## REQUEST
Look through the listing for the word "styles". Copy each line that has it.

## SOURCE RECORDS
— START —
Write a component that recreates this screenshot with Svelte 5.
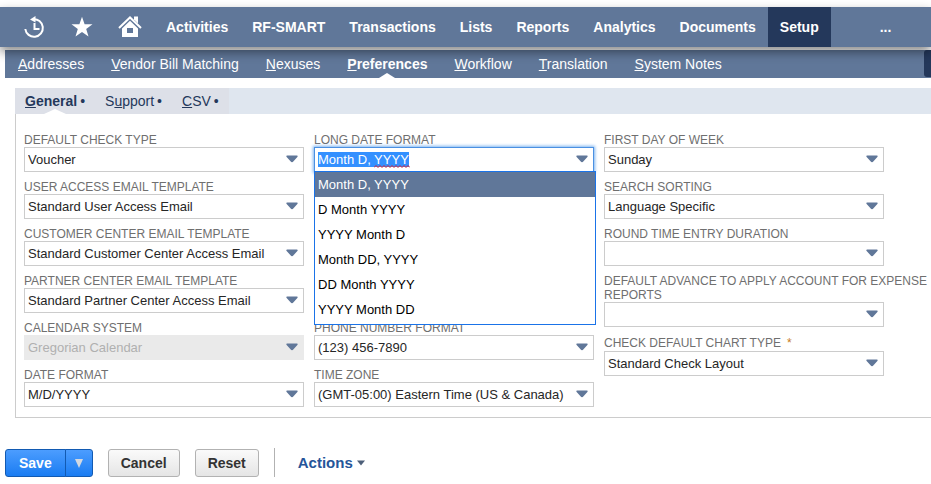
— END —
— START —
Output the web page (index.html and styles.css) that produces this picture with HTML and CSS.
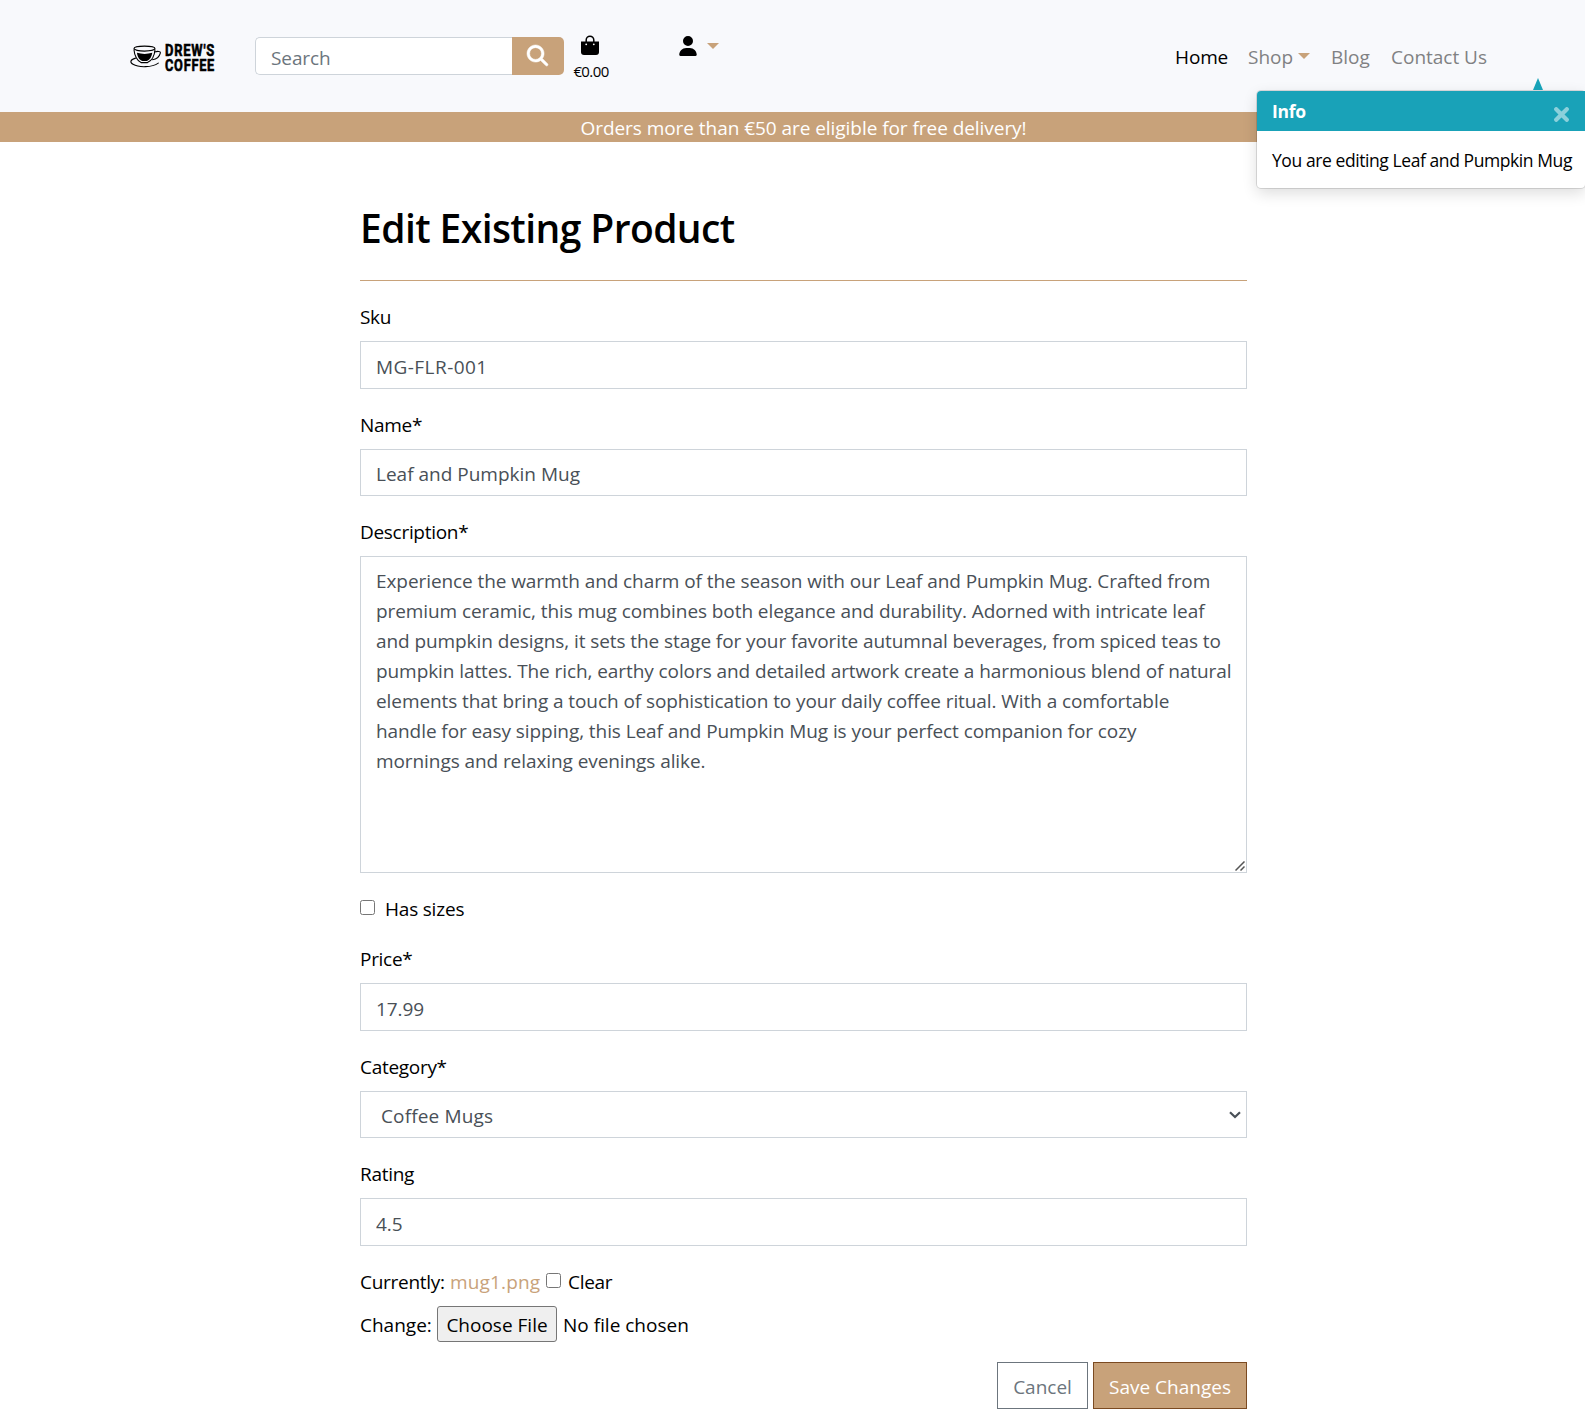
— END —
— START —
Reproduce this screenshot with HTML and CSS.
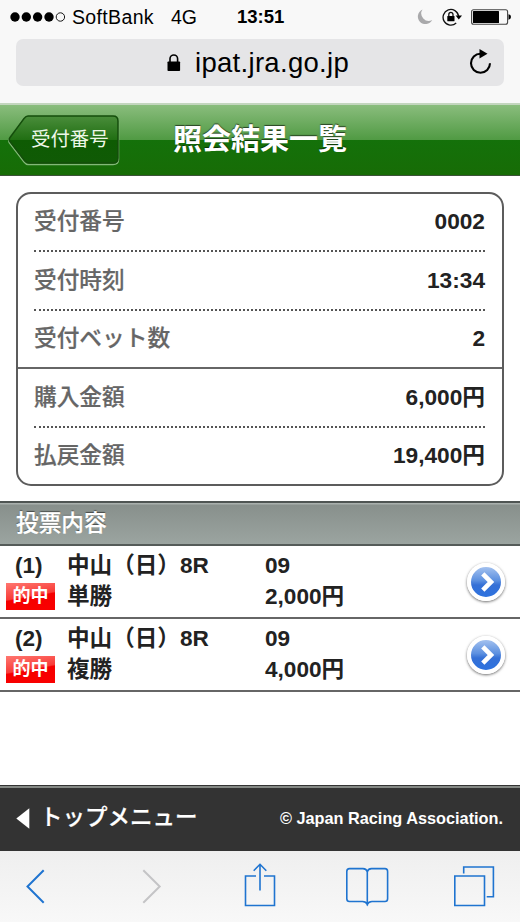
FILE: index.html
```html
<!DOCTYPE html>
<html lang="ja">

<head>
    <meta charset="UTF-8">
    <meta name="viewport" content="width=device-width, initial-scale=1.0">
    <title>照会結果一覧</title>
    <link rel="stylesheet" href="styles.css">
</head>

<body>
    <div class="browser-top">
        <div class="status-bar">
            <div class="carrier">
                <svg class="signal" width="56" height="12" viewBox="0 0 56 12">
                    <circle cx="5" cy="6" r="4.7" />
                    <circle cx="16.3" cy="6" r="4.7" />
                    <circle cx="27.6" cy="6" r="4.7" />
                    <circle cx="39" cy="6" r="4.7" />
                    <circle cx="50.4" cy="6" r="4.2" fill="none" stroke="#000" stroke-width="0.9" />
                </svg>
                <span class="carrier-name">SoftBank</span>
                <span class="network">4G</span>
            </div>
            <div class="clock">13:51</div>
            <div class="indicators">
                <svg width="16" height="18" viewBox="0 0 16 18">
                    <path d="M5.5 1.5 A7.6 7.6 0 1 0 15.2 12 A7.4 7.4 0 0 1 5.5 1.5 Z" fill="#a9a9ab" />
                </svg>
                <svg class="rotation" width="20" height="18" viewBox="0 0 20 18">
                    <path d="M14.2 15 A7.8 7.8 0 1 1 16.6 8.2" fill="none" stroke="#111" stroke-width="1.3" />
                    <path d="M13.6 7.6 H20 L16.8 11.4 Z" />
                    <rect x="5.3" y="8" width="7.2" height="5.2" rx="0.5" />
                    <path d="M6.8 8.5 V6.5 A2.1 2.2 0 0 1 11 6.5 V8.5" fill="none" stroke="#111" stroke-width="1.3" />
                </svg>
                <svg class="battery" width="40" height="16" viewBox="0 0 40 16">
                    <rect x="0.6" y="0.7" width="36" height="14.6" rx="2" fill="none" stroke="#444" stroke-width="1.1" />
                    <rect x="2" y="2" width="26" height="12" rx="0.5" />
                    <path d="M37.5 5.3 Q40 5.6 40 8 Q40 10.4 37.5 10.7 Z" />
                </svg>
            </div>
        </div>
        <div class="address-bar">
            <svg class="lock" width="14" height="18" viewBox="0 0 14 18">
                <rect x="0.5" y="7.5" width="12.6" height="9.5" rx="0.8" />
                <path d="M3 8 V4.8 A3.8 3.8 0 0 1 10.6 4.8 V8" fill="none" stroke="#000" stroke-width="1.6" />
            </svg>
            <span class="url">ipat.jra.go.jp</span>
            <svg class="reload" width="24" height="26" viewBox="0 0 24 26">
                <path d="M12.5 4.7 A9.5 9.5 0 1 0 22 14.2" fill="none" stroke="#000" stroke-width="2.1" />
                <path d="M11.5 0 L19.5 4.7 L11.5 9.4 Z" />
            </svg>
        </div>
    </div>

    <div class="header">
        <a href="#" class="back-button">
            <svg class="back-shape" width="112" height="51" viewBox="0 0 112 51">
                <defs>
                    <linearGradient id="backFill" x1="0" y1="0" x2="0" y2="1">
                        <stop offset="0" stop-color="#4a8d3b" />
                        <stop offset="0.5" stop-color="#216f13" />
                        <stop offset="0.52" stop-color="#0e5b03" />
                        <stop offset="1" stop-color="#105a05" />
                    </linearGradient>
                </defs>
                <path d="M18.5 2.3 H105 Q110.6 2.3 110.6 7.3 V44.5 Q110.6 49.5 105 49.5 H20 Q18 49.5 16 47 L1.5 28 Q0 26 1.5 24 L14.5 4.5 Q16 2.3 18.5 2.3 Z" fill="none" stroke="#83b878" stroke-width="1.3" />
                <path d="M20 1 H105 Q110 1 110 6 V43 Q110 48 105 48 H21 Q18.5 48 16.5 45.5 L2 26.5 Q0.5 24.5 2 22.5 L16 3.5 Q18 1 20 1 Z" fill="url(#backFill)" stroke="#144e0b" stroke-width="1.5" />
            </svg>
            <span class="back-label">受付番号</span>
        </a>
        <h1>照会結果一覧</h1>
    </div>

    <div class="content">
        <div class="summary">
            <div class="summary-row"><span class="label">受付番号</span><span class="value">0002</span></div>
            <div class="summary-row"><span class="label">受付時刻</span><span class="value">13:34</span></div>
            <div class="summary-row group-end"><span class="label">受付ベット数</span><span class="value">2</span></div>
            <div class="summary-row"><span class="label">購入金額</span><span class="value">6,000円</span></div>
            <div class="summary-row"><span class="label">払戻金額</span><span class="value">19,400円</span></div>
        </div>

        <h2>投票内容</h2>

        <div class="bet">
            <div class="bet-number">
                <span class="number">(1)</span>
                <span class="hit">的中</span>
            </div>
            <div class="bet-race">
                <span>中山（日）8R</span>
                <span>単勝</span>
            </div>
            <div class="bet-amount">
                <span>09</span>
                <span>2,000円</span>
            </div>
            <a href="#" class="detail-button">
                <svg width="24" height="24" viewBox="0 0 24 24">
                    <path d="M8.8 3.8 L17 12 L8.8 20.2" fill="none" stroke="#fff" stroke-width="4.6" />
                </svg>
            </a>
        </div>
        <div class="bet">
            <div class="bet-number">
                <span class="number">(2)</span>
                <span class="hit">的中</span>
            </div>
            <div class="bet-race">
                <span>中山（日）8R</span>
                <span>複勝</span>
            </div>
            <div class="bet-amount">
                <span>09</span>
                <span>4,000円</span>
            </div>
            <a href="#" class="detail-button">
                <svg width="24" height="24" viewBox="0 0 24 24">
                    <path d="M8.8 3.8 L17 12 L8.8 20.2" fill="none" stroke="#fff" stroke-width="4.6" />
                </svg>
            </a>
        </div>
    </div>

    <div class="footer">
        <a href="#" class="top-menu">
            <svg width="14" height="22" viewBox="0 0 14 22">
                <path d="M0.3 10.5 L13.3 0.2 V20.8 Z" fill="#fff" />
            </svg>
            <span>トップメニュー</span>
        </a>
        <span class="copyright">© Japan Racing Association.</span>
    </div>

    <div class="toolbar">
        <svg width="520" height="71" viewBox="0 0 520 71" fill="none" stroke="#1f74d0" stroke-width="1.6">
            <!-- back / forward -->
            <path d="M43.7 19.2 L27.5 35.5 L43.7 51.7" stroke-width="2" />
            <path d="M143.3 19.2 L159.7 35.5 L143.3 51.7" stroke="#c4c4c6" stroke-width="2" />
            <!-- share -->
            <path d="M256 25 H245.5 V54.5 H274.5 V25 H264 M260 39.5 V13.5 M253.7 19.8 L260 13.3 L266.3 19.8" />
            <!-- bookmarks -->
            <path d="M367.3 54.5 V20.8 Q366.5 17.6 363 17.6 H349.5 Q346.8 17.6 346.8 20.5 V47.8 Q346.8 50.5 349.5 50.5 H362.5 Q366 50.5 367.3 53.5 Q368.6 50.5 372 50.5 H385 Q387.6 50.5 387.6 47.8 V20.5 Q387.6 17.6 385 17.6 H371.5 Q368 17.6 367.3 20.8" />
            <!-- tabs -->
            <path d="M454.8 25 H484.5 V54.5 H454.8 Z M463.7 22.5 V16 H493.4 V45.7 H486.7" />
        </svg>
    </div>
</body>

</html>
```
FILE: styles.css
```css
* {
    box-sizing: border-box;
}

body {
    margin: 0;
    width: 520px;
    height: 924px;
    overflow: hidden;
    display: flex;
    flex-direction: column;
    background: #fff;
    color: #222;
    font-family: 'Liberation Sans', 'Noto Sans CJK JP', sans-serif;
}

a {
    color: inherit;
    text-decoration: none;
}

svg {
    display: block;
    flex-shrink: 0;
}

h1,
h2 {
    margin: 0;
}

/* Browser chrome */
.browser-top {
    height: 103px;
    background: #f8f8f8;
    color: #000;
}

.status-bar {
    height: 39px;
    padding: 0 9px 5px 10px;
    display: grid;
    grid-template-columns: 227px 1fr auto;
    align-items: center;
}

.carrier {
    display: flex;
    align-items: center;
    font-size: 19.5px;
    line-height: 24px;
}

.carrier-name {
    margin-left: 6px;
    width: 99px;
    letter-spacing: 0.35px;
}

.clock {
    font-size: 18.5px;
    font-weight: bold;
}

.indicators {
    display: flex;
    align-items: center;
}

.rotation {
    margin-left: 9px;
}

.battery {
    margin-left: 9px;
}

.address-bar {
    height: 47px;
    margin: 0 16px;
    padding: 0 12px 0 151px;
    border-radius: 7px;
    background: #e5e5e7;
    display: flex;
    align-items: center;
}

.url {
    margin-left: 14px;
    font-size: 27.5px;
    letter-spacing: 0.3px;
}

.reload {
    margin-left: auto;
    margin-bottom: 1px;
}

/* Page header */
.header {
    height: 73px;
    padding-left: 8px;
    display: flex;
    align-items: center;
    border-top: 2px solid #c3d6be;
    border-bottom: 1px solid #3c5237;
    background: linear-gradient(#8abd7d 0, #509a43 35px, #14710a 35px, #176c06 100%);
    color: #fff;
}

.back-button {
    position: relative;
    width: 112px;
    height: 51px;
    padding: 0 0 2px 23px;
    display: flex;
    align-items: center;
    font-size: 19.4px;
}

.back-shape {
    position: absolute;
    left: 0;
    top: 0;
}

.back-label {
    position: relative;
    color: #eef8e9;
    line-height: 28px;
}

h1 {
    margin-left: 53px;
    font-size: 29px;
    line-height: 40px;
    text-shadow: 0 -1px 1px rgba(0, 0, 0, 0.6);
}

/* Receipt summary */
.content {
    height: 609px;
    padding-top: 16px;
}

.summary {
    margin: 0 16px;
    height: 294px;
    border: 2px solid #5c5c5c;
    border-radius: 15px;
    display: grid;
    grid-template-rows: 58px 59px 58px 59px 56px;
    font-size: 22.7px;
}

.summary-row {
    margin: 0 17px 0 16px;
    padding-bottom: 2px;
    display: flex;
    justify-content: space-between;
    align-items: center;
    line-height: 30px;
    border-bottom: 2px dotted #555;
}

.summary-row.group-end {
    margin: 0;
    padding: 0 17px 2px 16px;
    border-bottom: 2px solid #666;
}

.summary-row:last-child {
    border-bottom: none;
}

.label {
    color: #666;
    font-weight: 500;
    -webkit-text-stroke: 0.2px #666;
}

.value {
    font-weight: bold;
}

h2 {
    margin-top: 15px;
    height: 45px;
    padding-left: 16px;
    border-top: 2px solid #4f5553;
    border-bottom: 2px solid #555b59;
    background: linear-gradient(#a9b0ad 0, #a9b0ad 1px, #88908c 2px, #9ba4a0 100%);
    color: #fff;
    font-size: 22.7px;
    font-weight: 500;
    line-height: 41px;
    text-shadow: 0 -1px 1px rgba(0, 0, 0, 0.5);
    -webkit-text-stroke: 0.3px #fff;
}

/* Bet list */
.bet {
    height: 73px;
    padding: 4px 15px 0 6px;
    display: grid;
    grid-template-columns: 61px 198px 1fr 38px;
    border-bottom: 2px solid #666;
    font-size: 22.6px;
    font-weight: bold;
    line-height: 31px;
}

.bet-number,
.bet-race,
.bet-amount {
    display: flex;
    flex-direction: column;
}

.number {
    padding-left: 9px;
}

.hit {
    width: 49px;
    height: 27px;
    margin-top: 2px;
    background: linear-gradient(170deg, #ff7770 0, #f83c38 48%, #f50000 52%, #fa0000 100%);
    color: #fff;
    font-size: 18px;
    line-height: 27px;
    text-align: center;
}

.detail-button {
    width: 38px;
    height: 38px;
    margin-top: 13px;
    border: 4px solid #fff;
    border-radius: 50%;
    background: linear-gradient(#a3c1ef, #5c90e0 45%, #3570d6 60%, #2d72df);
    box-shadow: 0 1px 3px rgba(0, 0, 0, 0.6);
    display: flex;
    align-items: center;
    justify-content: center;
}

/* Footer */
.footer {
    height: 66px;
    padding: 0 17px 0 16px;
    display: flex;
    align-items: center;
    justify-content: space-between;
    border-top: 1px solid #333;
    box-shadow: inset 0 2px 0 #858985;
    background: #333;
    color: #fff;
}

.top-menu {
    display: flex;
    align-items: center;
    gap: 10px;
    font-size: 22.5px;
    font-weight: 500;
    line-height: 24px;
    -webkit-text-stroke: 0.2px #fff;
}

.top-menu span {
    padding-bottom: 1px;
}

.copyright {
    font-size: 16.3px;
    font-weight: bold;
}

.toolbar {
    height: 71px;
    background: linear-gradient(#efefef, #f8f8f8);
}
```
— END —
## WRITTEN RESPONSE
Output the web page (index.html and styles.css) that produces this picture with HTML and CSS.
    <link rel="stylesheet" href="styles.css">
FILE: styles.css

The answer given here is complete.